The Whau Arts Festival is back again for 2021. This year’s festival is the “Whau ArtBOOK”, free for all and soon to be available from your local dairy in the Whau area. It showcases, celebrates and activates the creative energy of the Whau area – and goes well with a pack of chippies or a mince and cheese pie! In the meantime, you can catch a taste of whats to come at the Great North rd gallery
Shout out to I Love Avondale for hosting this exhibition. Find out more about the Great North Rd Gallery here:




The Artists

Daniel Weetman
Kia ora, My name is Daniel Weetman. My artwork is partly inspired by my Fijian Roots on my mother’s side and the 70’s wallpaper of my childhood home, which gave me a love for clashing colours and patterns. Gravitating towards collage and paper mediums, the repetitive cuts and lines of the folded paper give a tribal, mask-like appearance which is prominent through my recent work. Also a member of The Black Seeds, I contributed to creating the art for our last album, “Fabric”.
Having recently moved to Avondale, I am stoked to be part of this Whau project and living in this community.
Vinaka!
Instagram: @cracksanddents, @suluvoodoo

Tim Danko / deadxeroxpress / Zombo Vertov
Material cartoonist adrift.
A negotiation with the outside? World, sometimes cultural, environmental sometimes it is negotiating with material making itself. We have been lucky to witness this process of negotiation and the work becomes an archive of this process, filtered through tendencies and conditions – within the cartooning group this negotiation becomes a re-presenting of possibly overwhelming forces.
I am constantly awed that we can be invited to witness and participate in this negotiation, and by shifting the focus of this presentation in the space away from archiving a finished object to presenting an open process within the the group we hope to provide the viewer with the possibility of sharing in this invitation to negotiate with material that has been so readily opened. So that we may possibly re-examine our own everyday negotiations with…. Force.

Michele Powles
Maker, baker, mum of boys and award winning writer of many things, from poetry to film, novels to non-fiction.
Michele has been a writer, producer and dancer across the globe.

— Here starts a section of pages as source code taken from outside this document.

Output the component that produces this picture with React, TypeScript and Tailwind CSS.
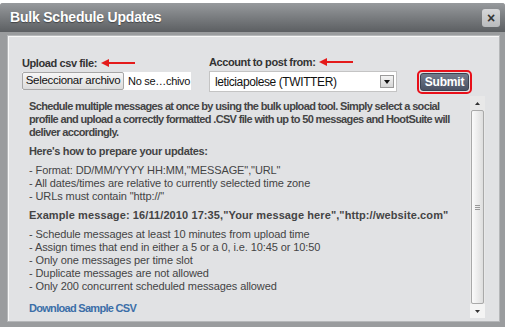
import React from "react";

function RedArrow() {
  return (
    <svg width="36" height="10" viewBox="0 0 36 10" className="ml-[3px] shrink-0">
      <line x1="4" y1="5" x2="35" y2="5" stroke="#e41b1b" strokeWidth="2" />
      <path d="M1 5 L9 1 L9 9 Z" fill="#e41b1b" />
    </svg>
  );
}

const notes1 = [
  '- Format: DD/MM/YYYY HH:MM,"MESSAGE","URL"',
  "- All dates/times are relative to currently selected time zone",
  '- URLs must contain "http://"',
];

const notes2 = [
  "- Schedule messages at least 10 minutes from upload time",
  "- Assign times that end in either a 5 or a 0, i.e. 10:45 or 10:50",
  "- Only one messages per time slot",
  "- Duplicate messages are not allowed",
  "- Only 200 concurrent scheduled messages allowed",
];

export default function App() {
  return (
    <div
      className="w-[515px] h-[336px] bg-white pt-[3px]"
      style={{ fontFamily: '"Liberation Sans", Arial, sans-serif' }}
    >
      <div className="w-[505px] h-[324px] flex flex-col bg-[#9a9c9e] rounded-t-[3px]">
        {/* title bar */}
        <div className="h-[29px] flex items-center justify-between pl-[10px] pr-[5px] bg-gradient-to-b from-[#979a9d] to-[#5c5f62] rounded-t-[3px]">
          <span className="text-white font-bold text-[14px] tracking-[-0.2px] [text-shadow:0_1px_1px_rgba(0,0,0,0.4)]">
            Bulk Schedule Updates
          </span>
          <div className="w-[18px] h-[18px] rounded-[3px] bg-gradient-to-b from-[#d6d7d9] to-[#b9bbbd] flex items-center justify-center text-[#333] font-bold text-[14px] leading-none">
            ×
          </div>
        </div>

        {/* body */}
        <div className="flex-1 pt-[3px] pl-[7px] pr-[5px] pb-[5px]">
          <div className="h-full bg-[#e1e2e4] border border-[#b5b7b9] shadow-[inset_1px_1px_0_#f7f7f7] flex flex-col pl-[14px] pr-[14px]">
            {/* form row */}
            <div className="flex items-end pt-[20px] text-[#333]">
              <div className="flex flex-col w-[187px]">
                <div className="flex items-center h-[12px] text-[11px] font-bold tracking-[-0.4px] whitespace-nowrap">
                  Upload csv file:
                  <RedArrow />
                </div>
                <div className="mt-[3px] mb-[2px] w-[169px] h-[18px] bg-white flex items-center overflow-hidden whitespace-nowrap">
                  <div className="shrink-0 w-[102px] h-[18px] flex items-center justify-center border border-[#a6a6a6] rounded-[2px] bg-gradient-to-b from-[#f6f6f6] to-[#dcdcdc] text-[11.5px] tracking-[-0.3px] text-[#111]">
                    Seleccionar archivo
                  </div>
                  <span className="ml-[4px] text-[11px] tracking-[-0.3px] text-[#111]">No se…chivo</span>
                </div>
              </div>
              <div className="flex flex-col w-[208px]">
                <div className="flex items-center h-[12px] text-[11px] font-bold tracking-[-0.4px] whitespace-nowrap">
                  Account to post from:
                  <RedArrow />
                </div>
                <div className="mt-[3px] w-[188px] h-[21px] bg-white border border-[#c4c4c4] flex items-center justify-between pl-[5px] pr-[2px]">
                  <span className="text-[12px] tracking-[-0.4px] text-[#111] whitespace-nowrap">leticiapolese (TWITTER)</span>
                  <div className="w-[14px] h-[13px] border border-[#9a9a9a] bg-gradient-to-b from-[#f4f4f4] to-[#d6d6d6] flex items-center justify-center">
                    <svg width="6" height="4" viewBox="0 0 6 4">
                      <path d="M0 0 L6 0 L3 4 Z" fill="#111" />
                    </svg>
                  </div>
                </div>
              </div>
              <div className="w-[55px] h-[24px] rounded-[5px] border-2 border-[#e8101a] p-[1px] mb-[-2px]">
                <div className="h-full rounded-[3px] border border-[#3b4252] bg-gradient-to-b from-[#737b8c] to-[#4a5264] flex items-center justify-center text-white font-bold text-[12px] tracking-[-0.2px]">
                  Submit
                </div>
              </div>
            </div>

            {/* scrolling text */}
            <div className="flex-1 flex mt-[4px] mb-[3px] min-h-0">
              <div className="flex-1 pl-[7px] pr-[3px] pt-[4px] text-[11px] leading-[13px] text-[#444] overflow-hidden">
                <p className="font-bold tracking-[-0.65px]">
                  Schedule multiple messages at once by using the bulk upload tool. Simply select a social profile and upload a correctly formatted .CSV file with up to 50 messages and HootSuite will deliver accordingly.
                </p>
                <p className="font-bold tracking-[-0.35px] mt-[6px]">Here's how to prepare your updates:</p>
                <div className="mt-[6px] tracking-[-0.1px]">
                  {notes1.map((n) => (
                    <div key={n}>{n}</div>
                  ))}
                </div>
                <p className="font-bold tracking-[0.1px] mt-[6px] whitespace-nowrap">
                  Example message: 16/11/2010 17:35,"Your message here","http://website.com"
                </p>
                <div className="mt-[6px] tracking-[-0.1px]">
                  {notes2.map((n) => (
                    <div key={n}>{n}</div>
                  ))}
                </div>
                <p className="font-bold tracking-[-0.7px] mt-[9px] text-[#3b6ea8]">Download Sample CSV</p>
              </div>
              <div className="w-[15px] flex flex-col bg-[#e8e8e8]">
                <div className="h-[14px] flex items-center justify-center">
                  <svg width="5" height="3" viewBox="0 0 5 3">
                    <path d="M0 3 L5 3 L2.5 0 Z" fill="#333" />
                  </svg>
                </div>
                <div className="flex-1 mx-[1px] rounded-[2px] border border-[#a9a9a9] bg-gradient-to-r from-[#fbfbfb] to-[#dedede] flex items-center justify-center">
                  <div className="w-[5px] flex flex-col gap-[1px]">
                    <div className="h-px bg-[#999]" />
                    <div className="h-px bg-[#999]" />
                    <div className="h-px bg-[#999]" />
                  </div>
                </div>
                <div className="h-[14px] flex items-center justify-center bg-[#f4f4f4]">
                  <svg width="5" height="3" viewBox="0 0 5 3">
                    <path d="M0 0 L5 0 L2.5 3 Z" fill="#333" />
                  </svg>
                </div>
              </div>
            </div>
          </div>
        </div>
      </div>
    </div>
  );
}
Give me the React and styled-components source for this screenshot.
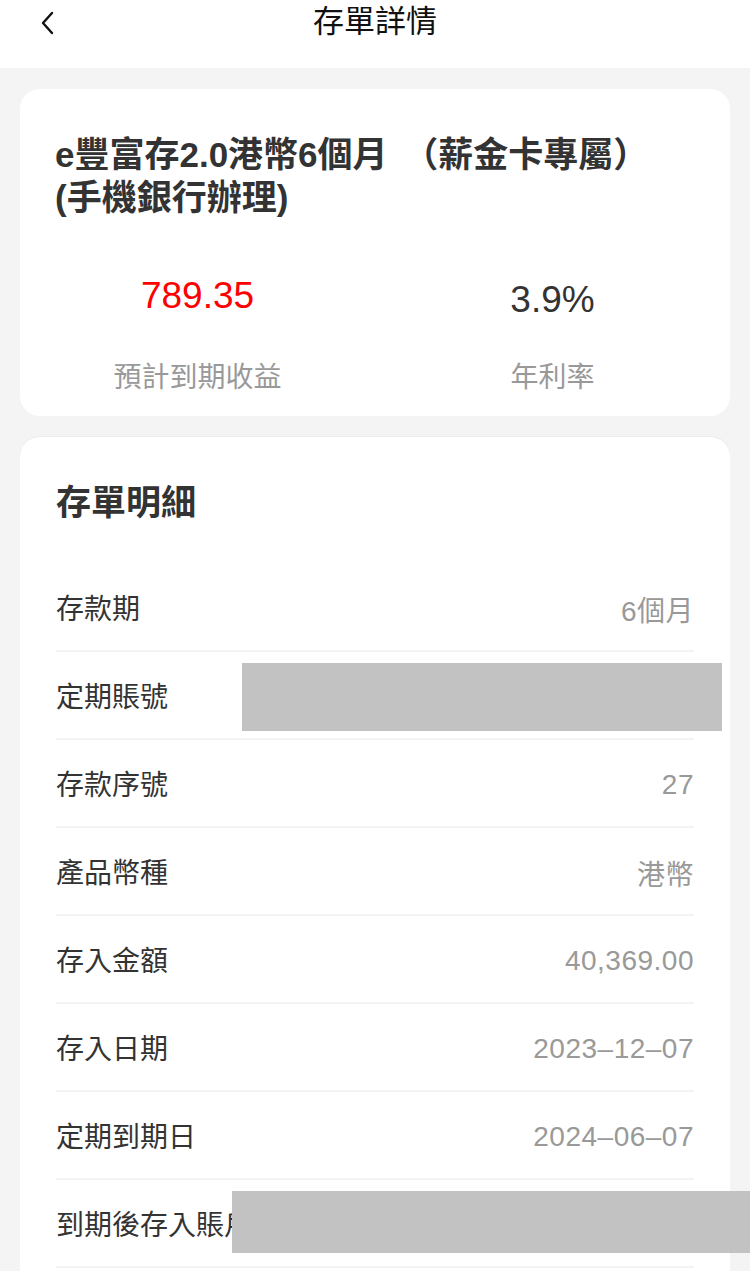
import React from "react";
import styled, { createGlobalStyle } from "styled-components";

const GlobalStyle = createGlobalStyle`
  html, body {
    margin: 0;
    padding: 0;
    background: #f4f4f4;
    font-family: "Liberation Sans", "Noto Sans CJK TC", sans-serif;
  }
`;

const Page = styled.div`
  width: 750px;
  min-height: 1271px;
  background: #f4f4f4;
  overflow: hidden;
`;

const Header = styled.div`
  position: relative;
  height: 68px;
  background: #fff;
  display: flex;
  justify-content: center;
`;

const BackButton = styled.div`
  position: absolute;
  left: 34px;
  top: 8px;
  width: 28px;
  height: 30px;
  display: flex;
  align-items: center;
  justify-content: center;
`;

const HeaderTitle = styled.div`
  font-size: 31px;
  line-height: 44px;
  color: #111;
`;

const Content = styled.div`
  padding: 21px 20px 0;
  display: flex;
  flex-direction: column;
  gap: 21px;
`;

const Card = styled.div`
  background: #fff;
  border-radius: 20px;
`;

const SummaryCard = styled(Card)`
  padding: 44px 0 18px;
`;

const ProductTitle = styled.div`
  padding: 0 35px;
  font-size: 35px;
  line-height: 43px;
  font-weight: bold;
  color: #333;
  word-spacing: 6px;
`;

const Stats = styled.div`
  display: grid;
  grid-template-columns: 1fr 1fr;
  margin-top: 54px;
`;

const Stat = styled.div`
  display: flex;
  flex-direction: column;
  align-items: center;
`;

const StatValue = styled.div`
  font-size: 37px;
  line-height: 50px;
  color: ${(p) => (p.$red ? "#ff0000" : "#333")};
  transform: translateY(${(p) => (p.$red ? "-2px" : "2px")});
`;

const StatLabel = styled.div`
  margin-top: 35px;
  font-size: 28px;
  line-height: 40px;
  color: #999;
`;

const DetailCard = styled(Card)`
  padding: 44px 36px 60px;
  box-shadow: 0 -1px 0 #ececec;
`;

const DetailTitle = styled.div`
  font-size: 35px;
  line-height: 44px;
  font-weight: bold;
  color: #333;
  margin-bottom: 39px;
`;

const Row = styled.div`
  position: relative;
  height: 86px;
  display: flex;
  align-items: center;
  justify-content: space-between;
  border-bottom: 2px solid #f3f3f3;
`;

const RowLabel = styled.span`
  font-size: 28px;
  color: #333;
  white-space: nowrap;
`;

const RowValue = styled.span`
  font-size: 28px;
  color: #999;
  letter-spacing: 0.5px;
  transform: translateY(2px);
`;

const Redaction = styled.div`
  position: absolute;
  top: 11px;
  left: ${(p) => p.$left}px;
  width: ${(p) => p.$width}px;
  height: ${(p) => p.$height}px;
  background: #c2c2c2;
`;

const rows = [
  { label: "存款期", value: "6個月" },
  { label: "定期賬號", hidden: { left: 186, width: 480, height: 68 } },
  { label: "存款序號", value: "27" },
  { label: "產品幣種", value: "港幣" },
  { label: "存入金額", value: "40,369.00" },
  { label: "存入日期", value: "2023–12–07" },
  { label: "定期到期日", value: "2024–06–07" },
  { label: "到期後存入賬戶", hidden: { left: 176, width: 518, height: 62 } },
];

const DetailRow = ({ label, value, hidden }) => (
  <Row>
    <RowLabel>{label}</RowLabel>
    {value && <RowValue>{value}</RowValue>}
    {hidden && <Redaction $left={hidden.left} $width={hidden.width} $height={hidden.height} />}
  </Row>
);

export default function App() {
  return (
    <Page>
      <GlobalStyle />
      <Header>
        <BackButton>
          <svg width="18" height="24" viewBox="0 0 18 24" fill="none">
            <path d="M13 2 L4 12 L13 22" stroke="#111" strokeWidth="2.4" strokeLinecap="round" strokeLinejoin="round" />
          </svg>
        </BackButton>
        <HeaderTitle>存單詳情</HeaderTitle>
      </Header>
      <Content>
        <SummaryCard>
          <ProductTitle>
            e豐富存2.0港幣6個月 （薪金卡專屬）
            <br />
            (手機銀行辦理)
          </ProductTitle>
          <Stats>
            <Stat>
              <StatValue $red>789.35</StatValue>
              <StatLabel>預計到期收益</StatLabel>
            </Stat>
            <Stat>
              <StatValue>3.9%</StatValue>
              <StatLabel>年利率</StatLabel>
            </Stat>
          </Stats>
        </SummaryCard>
        <DetailCard>
          <DetailTitle>存單明細</DetailTitle>
          {rows.map((r) => (
            <DetailRow key={r.label} {...r} />
          ))}
        </DetailCard>
      </Content>
    </Page>
  );
}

Now based in West Auckland, she is the mother of two small boys, both equally obsessed with creating new worlds (mostly under their beds). She was the 2010 Robert Burns Fellow and her writing has
been published internationally as well as being broadcast for radio in NZ and the UK. She has most recently been selected for the Attagurl International Talent lab for her screenwriting.

Marcus Hipa
“Surround yourself with good people.”
I’m a Niuean Artist.drawing,painting and carving are some of the forms of creating I use to explore and share insights of my peoples history and culture.celebrating our values,traditions and our ability to adapt,as well as shedding light on social,political and climate issues affecting our Pacific people in our Pacific region,in Aotearoa and internationally.

Avondale Primary School
Morgan King (Whaea Morgan) + class of Tui 1
A class of ‘Tui 1’ children (Year 1) from Avondale Primary created this masterpiece together for the Bi-annual Avondale Primary Art Show. Their challenge was to cover the entire canvas and be bold and brave in their use of colour. Each child had a turn at painting with acrylic paint, followed by Posca Art pens to give added detail. The children thoroughly enjoyed the experience and learnt a lot about mixing colours as well as the values of sharing, cooperation and patience.

Janet Charman
A monograph: Janet Charman, ‘SMOKING: The Homoerotic Subtext of Man Alone, A Matrixial Reading’, Genrebooks, Dunedin, (2018), is free to download at: http://www.genrebooks.co.nz
Janet Charman’s eighth and most recent collection of poems ‘仁 Surrender’, (2017), OUP, chronicles her writing residencies in Hong Kong and Taiwan.
Janet Charman is the featured poet in the current issue of broadsheet 25 (May, 2020), The Night Press, Wellington.
Her latest essay ‘Mary Mary Quite Contrary, How does your garden grow?: Allen Curnow’s suppression of the poetics of Mary Stanley’, appears on-line in: Women’s Studies Journal, Volume 33 Number 1/2, December 2019: 103-112.

Max White
Max White has lived in Avondale since 1982. Worked in Art and Design education for over thirty years, at both secondary and tertiary levels, the last twenty at the Auckland University of Technology.

Jean Stewart
Portrait of local hero Anne Riley
I just hope she likes it.
It has been 20 years since I decided to be a painter and I was thinking as I struggled through this latest painting that it hasn’t gotten any easier. It’s still this momentous struggle every painting . Each painting feels like starting from the beginning, everytime the unbeatable challenge to grab out of coloured mud a moving target. Everytime I feel at some point like I don’t know what I’m doing. I aim for my paintings to be of use and to be beautiful and interesting for the eye. With the whau hero portrait I wanted to capture Anne’s warmth and friendliness.